Und wie wollen Sie das prüfen?
Wenn jemand ankommt und keine Papiere hat, zurückschicken. Volle Dokumentation von jedem verlangen, der nach Europa kommt und auch eine Begründung.

Machen wir einen harten Schnitt. Nicht nur in Österreich wird die Abschaffung des Bargeldes heiß diskutiert. Wie sehen Sie die Zukunft des Papiergeldes?
Das Bargeld in seiner jetzigen Form wird eines Tages abgeschafft. Wie das ersetzt werden soll, ist mir aber nicht klar. Und wie das in vielen Ländern umgesetzt werden soll auch nicht. Die Leute in Indien beispielsweise, wo nur rund 20% der Bevölkerung ein Bankkonto haben, da wäre es schwer das Bargeld abzuschaffen.
Aber was interessant ist, ist dass der Markt gar nicht so dumm ist...

»Habe den Boom der Kryptowährungen verpasst«

Inwiefern?
Der hat „gerochen“, dass die Notenbanken das Bargeld abschaffen wollen, aus verschiedenen Gründen, und dann sind Kryptowährungen entstanden.
Ich glaube diese Kryptowährungen werden in Zukunft von mehr und mehr Leuten genutzt.
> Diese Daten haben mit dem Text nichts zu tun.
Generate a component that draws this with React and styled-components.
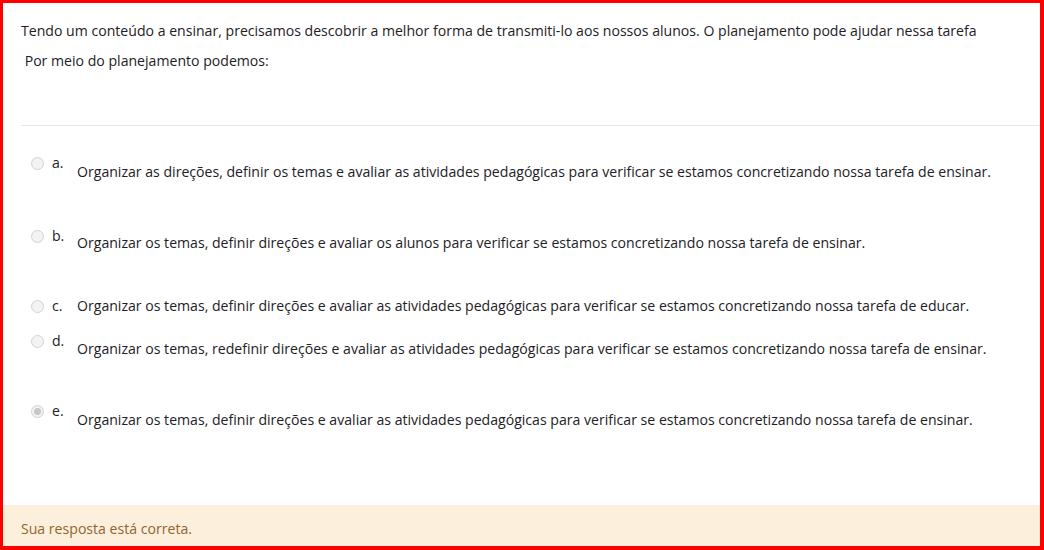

Auch wenn das natürlich noch Zeit braucht.

Der Bitcoin hatte die letzte Zeit einen Höhenflug. Glauben Sie, dass es eine Bitcoin-Blase gibt?
Ich glaube schon, dass wir eine Blase bei Kryptowährungen haben, wobei die natürlich noch größer werden kann.
Zudem tritt ein Problem auf: Es gibt eine informelle Wirtschaft, die sehr stark von Trinkgeldern abhängt. Wie die bei der Abschaffung des Bargeldes ausbezahlt werden soll, ist mir nicht klar.

Haben Sie denn Bitcoins?
Ich muss zugeben, und das ist jetzt sehr peinlich für einen Anlageberater (lacht), diesen Boom der Kryptowährungen habe ich verpasst. Ich habe keine, nein.

Anlagetipps

Zum Abschluss: Sie sind bekannt für ihre pessimistischen Prognosen, was sehen sie denn positiv?
Positiv würde ich die Versorgerwerte in Deutschland sehen. Beispielsweise RWE oder Eon. Aber auch den Minenbereich und die Edelmetalle. Die sind meiner Ansicht nach aktuell zu niedrig bewertet. Zudem glaube ich, dass sich die chinesischen Aktien in den nächsten drei Monaten relativ gut halten könnten.